# Preventing rust on exposed metal over winter(Vaseline?)



## robw_z (Jun 21, 2002)

Alright, so my Rabbit is overall in good shape but it has some rust exposed in a few spots like around window seals and such. It is too cold to do a good waxing and I plan on keeping the car rinsed, but what about protecting the metal that doesn't even have paint? Too cold to paint too ofcourse.
So I was thinking of putting Vaseline over the exposed rust, in thin layers. Or maybe something else, I thought I heard somewhere of peanut butter? Only drawback I can think of is when the time comes to paint the metal will be oil-absorbed, unless I do it the right way and spot-blast the rust spots to metal and then paint
Any ideas or winter-care tips in general are appreciated.

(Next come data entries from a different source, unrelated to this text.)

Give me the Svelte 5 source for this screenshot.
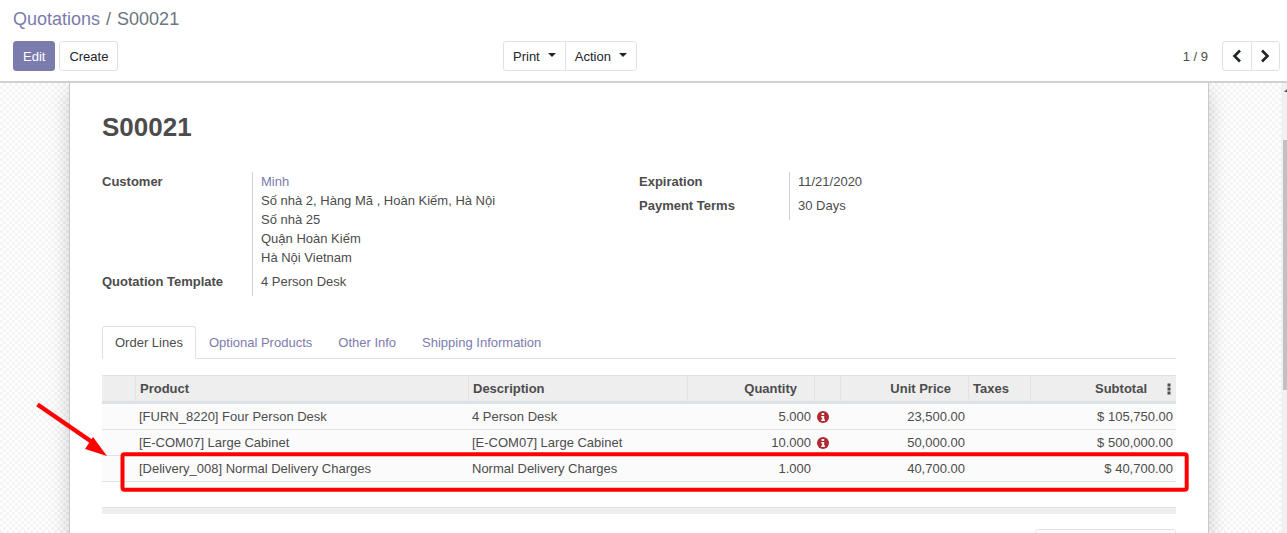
<script lang="ts">
  const address = ["Số nhà 2, Hàng Mã , Hoàn Kiếm, Hà Nội", "Số nhà 25", "Quận Hoàn Kiếm", "Hà Nội Vietnam"];
  const tabs = ["Optional Products", "Other Info", "Shipping Information"];
  const lines = [
    { product: "[FURN_8220] Four Person Desk", desc: "4 Person Desk", qty: "5.000", warn: true, price: "23,500.00", subtotal: "$ 105,750.00" },
    { product: "[E-COM07] Large Cabinet", desc: "[E-COM07] Large Cabinet", qty: "10.000", warn: true, price: "50,000.00", subtotal: "$ 500,000.00" },
    { product: "[Delivery_008] Normal Delivery Charges", desc: "Normal Delivery Charges", qty: "1.000", warn: false, price: "40,700.00", subtotal: "$ 40,700.00" },
  ];
</script>

<div class="page">
  <header class="control-panel">
    <div class="breadcrumb"><span class="crumb-link">Quotations</span><span class="sep">/</span><span>S00021</span></div>
    <div class="toolbar">
      <div class="left">
        <button class="btn btn-primary">Edit</button>
        <button class="btn">Create</button>
      </div>
      <div class="group center">
        <button class="btn">Print<i class="caret"></i></button>
        <button class="btn">Action<i class="caret"></i></button>
      </div>
      <div class="pager">
        <span class="count">1 / 9</span>
        <div class="group">
          <button class="btn btn-nav" aria-label="Previous">
            <svg width="10" height="14" viewBox="0 0 10 14"><path d="M8 1.500 2.500 7 8 12.500" fill="none" stroke="#212529" stroke-width="2.600"/></svg>
          </button>
          <button class="btn btn-nav" aria-label="Next">
            <svg width="10" height="14" viewBox="0 0 10 14"><path d="M2 1.500 7.500 7 2 12.500" fill="none" stroke="#212529" stroke-width="2.600"/></svg>
          </button>
        </div>
      </div>
    </div>
  </header>

  <main class="content">
    <section class="sheet">
      <h1>S00021</h1>

      <div class="fields">
        <div class="field-group">
          <div class="field">
            <span class="label">Customer</span>
            <div class="value">
              <a href="#customer">Minh</a>
              {#each address as line}<div>{line}</div>{/each}
            </div>
          </div>
          <div class="field">
            <span class="label">Quotation Template</span>
            <div class="value">4 Person Desk</div>
          </div>
        </div>
        <div class="field-group side">
          <div class="field">
            <span class="label">Expiration</span>
            <div class="value">11/21/2020</div>
          </div>
          <div class="field">
            <span class="label">Payment Terms</span>
            <div class="value">30 Days</div>
          </div>
        </div>
      </div>

      <nav class="tabs">
        <span class="tab active">Order Lines</span>
        {#each tabs as tab}<span class="tab">{tab}</span>{/each}
      </nav>

      <div class="grid head">
        <div></div>
        <div>Product</div>
        <div>Description</div>
        <div class="num">Quantity</div>
        <div></div>
        <div class="num">Unit Price</div>
        <div>Taxes</div>
        <div class="num subtotal-head">Subtotal
          <svg width="4" height="12" viewBox="0 0 4 12"><path d="M0.500 0.500h3v3h-3zM0.500 4.500h3v3h-3zM0.500 8.500h3v3h-3z" fill="#4c4c4c"/></svg>
        </div>
      </div>
      {#each lines as l}
        <div class="grid row">
          <div></div>
          <div>{l.product}</div>
          <div>{l.desc}</div>
          <div class="num">{l.qty}</div>
          <div class="warn">
            {#if l.warn}
              <svg width="12" height="12" viewBox="0 0 12 12">
                <circle cx="6" cy="6" r="6" fill="#b02a2f"/>
                <path d="M4.600 2h2.600v2H4.600zM4.200 5h3v3.600h.8V10H4.200V8.600h1V6.400h-1z" fill="#fff"/>
              </svg>
            {/if}
          </div>
          <div class="num">{l.price}</div>
          <div></div>
          <div class="num">{l.subtotal}</div>
        </div>
      {/each}

      <div class="table-foot"></div>
      <div class="summary-row"><div class="summary-box"></div></div>
    </section>
    <div class="scrollbar"><i class="scroll-up"></i><div class="thumb"></div></div>
  </main>

  <svg class="annotation" width="1287" height="533" viewBox="0 0 1287 533" aria-hidden="true">
    <path d="M37.500 404.500 92 442" stroke="#f00" stroke-width="4.500" fill="none"/>
    <path d="M107 456 85 449 93 437Z" fill="#f00"/>
    <rect x="122.500" y="454.300" width="1064.200" height="35.400" rx="2" fill="none" stroke="#f00" stroke-width="4"/>
  </svg>
</div>

<style>
  :global(body) {
    margin: 0;
  }

  .page {
    position: relative;
    width: 1287px;
    height: 533px;
    overflow: hidden;
    display: flex;
    flex-direction: column;
    background: #fff;
    color: #4c4c4c;
    font-family: "Liberation Sans", Arial, sans-serif;
    font-size: 13px;
  }

  .control-panel {
    height: 83px;
    box-sizing: border-box;
    padding: 7px 7px 0 13px;
    border-bottom: 2px solid #d0d0d0;
    flex: none;
  }

  .breadcrumb {
    height: 34px;
    font-size: 18px;
    line-height: 25px;
    color: #6c757d;
  }

  .crumb-link {
    color: #7c7bad;
  }

  .sep {
    margin: 0 6px;
  }

  .toolbar {
    display: grid;
    grid-template-columns: 490px auto 1fr;
    align-items: center;
  }

  .left {
    display: flex;
    gap: 4px;
  }

  .btn {
    height: 30px;
    padding: 0 9px;
    box-sizing: border-box;
    background: #fff;
    border: 1px solid #dee2e6;
    border-radius: 3px;
    color: #212529;
    font: inherit;
    font-size: 13px;
    display: flex;
    align-items: center;
    justify-content: center;
  }

  .btn-primary {
    background: #7c7bad;
    border-color: #7c7bad;
    color: #fff;
  }

  .group {
    display: flex;
  }

  .group .btn:first-child {
    border-radius: 3px 0 0 3px;
  }

  .group .btn:last-child {
    border-radius: 0 3px 3px 0;
    margin-left: -1px;
  }

  .caret {
    display: inline-block;
    margin-left: 8px;
    margin-bottom: 3px;
    border: 4px solid transparent;
    border-top-color: #212529;
    border-bottom: 0;
  }

  .pager {
    display: flex;
    justify-content: flex-end;
    align-items: center;
    gap: 14px;
  }

  .count {
    color: #4c4c4c;
  }

  .btn-nav {
    width: 29.500px;
    padding: 0;
  }

  .content {
    flex: 1;
    min-height: 0;
    display: flex;
    justify-content: center;
    overflow: hidden;
    position: relative;
    padding-right: 9px;
    background-color: #fff;
    background-image: repeating-conic-gradient(#f4f4f4 0 25%, #fff 0 50%);
    background-size: 6px 6px;
  }

  .sheet {
    width: 1074px;
    height: 600px;
    padding: 0 32px;
    flex: none;
    background: #fff;
    border-left: 1px solid #c8c8d0;
    border-right: 1px solid #c8c8d0;
    box-shadow: 0 5px 20px -1px rgba(0, 0, 0, 0.2);
  }

  h1 {
    margin: 29px 0 0;
    font-size: 26px;
    line-height: 30px;
    font-weight: 700;
    color: #4c4c4c;
  }

  .fields {
    display: grid;
    grid-template-columns: 537px 1fr;
    margin-top: 30px;
    line-height: 19px;
  }

  .field {
    display: flex;
  }

  .label {
    width: 150px;
    flex: none;
    font-weight: 700;
  }

  .value {
    border-left: 1px solid #ced4da;
    padding: 0 0 5px 8px;
    flex: 1;
  }

  a {
    color: #7c7bad;
    text-decoration: none;
  }

  .tabs {
    display: flex;
    margin-top: 30px;
    height: 33px;
    box-sizing: border-box;
    border-bottom: 1px solid #dee2e6;
  }

  .tab {
    padding: 0 13px;
    height: 33px;
    box-sizing: border-box;
    line-height: 32px;
    color: #7c7bad;
    border-top: 1px solid transparent;
  }

  .tab.active {
    padding: 0 12px;
    background: #fff;
    color: #4c4c4c;
    border: 1px solid #dee2e6;
    border-bottom-color: #fff;
    border-radius: 3px 3px 0 0;
  }

  .grid {
    display: grid;
    grid-template-columns: 33px 333px 219px 127px 26px 128px 62px 146px;
  }

  .grid > div {
    box-sizing: border-box;
    padding: 0 3px 0 4px;
    white-space: nowrap;
  }

  .head {
    margin-top: 16px;
    height: 29px;
    box-sizing: border-box;
    background: #eee;
    border-top: 1px solid #dee2e6;
    border-bottom: 3px solid #dee2e6;
    font-weight: 700;
    line-height: 26px;
  }

  .head > div {
    border-left: 1px solid #e2e2e2;
  }

  .head > div:first-child {
    border-left: 0;
  }

  .grid.head .num {
    padding-right: 17px;
  }

  .grid.head .subtotal-head {
    padding-right: 5px;
    display: flex;
    justify-content: flex-end;
    align-items: center;
    gap: 20px;
  }

  .row {
    height: 26px;
    box-sizing: border-box;
    line-height: 25px;
    background: #fbfbfb;
    border-bottom: 1px solid #dee2e6;
  }

  .num {
    text-align: right;
  }

  .warn {
    display: flex;
    align-items: center;
  }

  .warn svg {
    margin-left: -1px;
  }

  .table-foot {
    margin-top: 25px;
    height: 7px;
    background: #eee;
    border-top: 1px solid #e2e2e2;
    box-sizing: border-box;
  }

  .summary-row {
    display: flex;
    justify-content: flex-end;
    margin-top: 15px;
  }

  .summary-box {
    width: 141px;
    height: 40px;
    box-sizing: border-box;
    border: 1px solid #dee2e6;
    border-radius: 3px;
  }

  .scrollbar {
    position: absolute;
    top: 0;
    right: 0;
    bottom: 0;
    width: 6px;
    background: #f1f1f1;
  }

  .scroll-up {
    position: absolute;
    top: 6px;
    left: 3px;
    border: 3px solid transparent;
    border-bottom-color: #505050;
    border-top: 0;
  }

  .thumb {
    margin: 57px 0 0 2px;
    height: 250px;
    background: #c1c1c1;
  }

  .annotation {
    position: absolute;
    inset: 0;
    pointer-events: none;
  }
</style>
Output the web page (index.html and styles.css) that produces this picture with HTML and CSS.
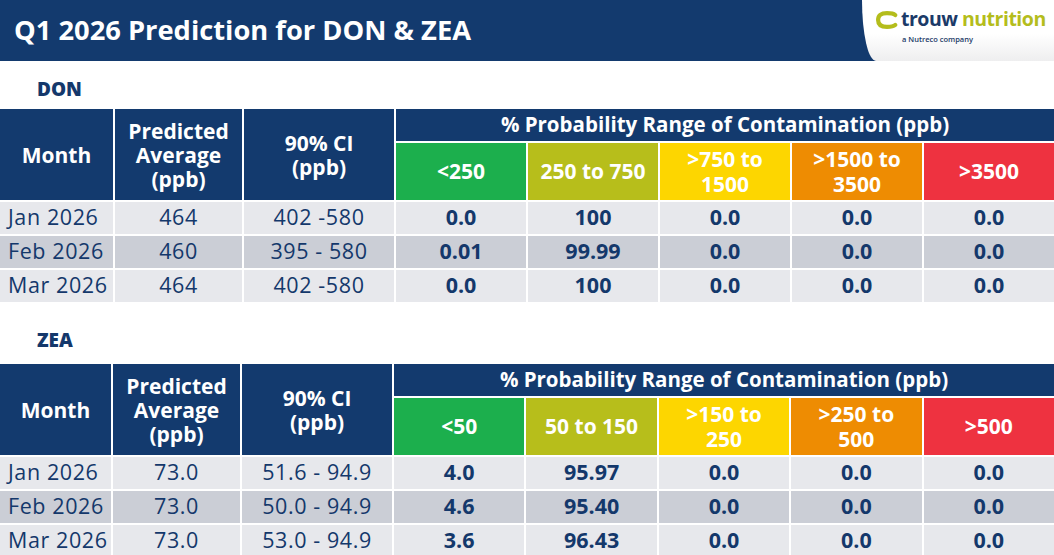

This car is going to be driven on heavily salted roads all winter.
-Rob


----------



## Banditt007 (Oct 23, 2002)

*Re: Preventing rust on exposed metal over winter(Vaseline?) (robw_z)*

use a silicone based grease. they do not wash off. Lithium based greases (most all of them) will wash off.
dont quote me but i think they make boat trailer wheel bearing grease (marine grease) which should be silicone based b/c of the risk of water wash out.
Another advantage to silicone grease is it will not degrade rubber.


----------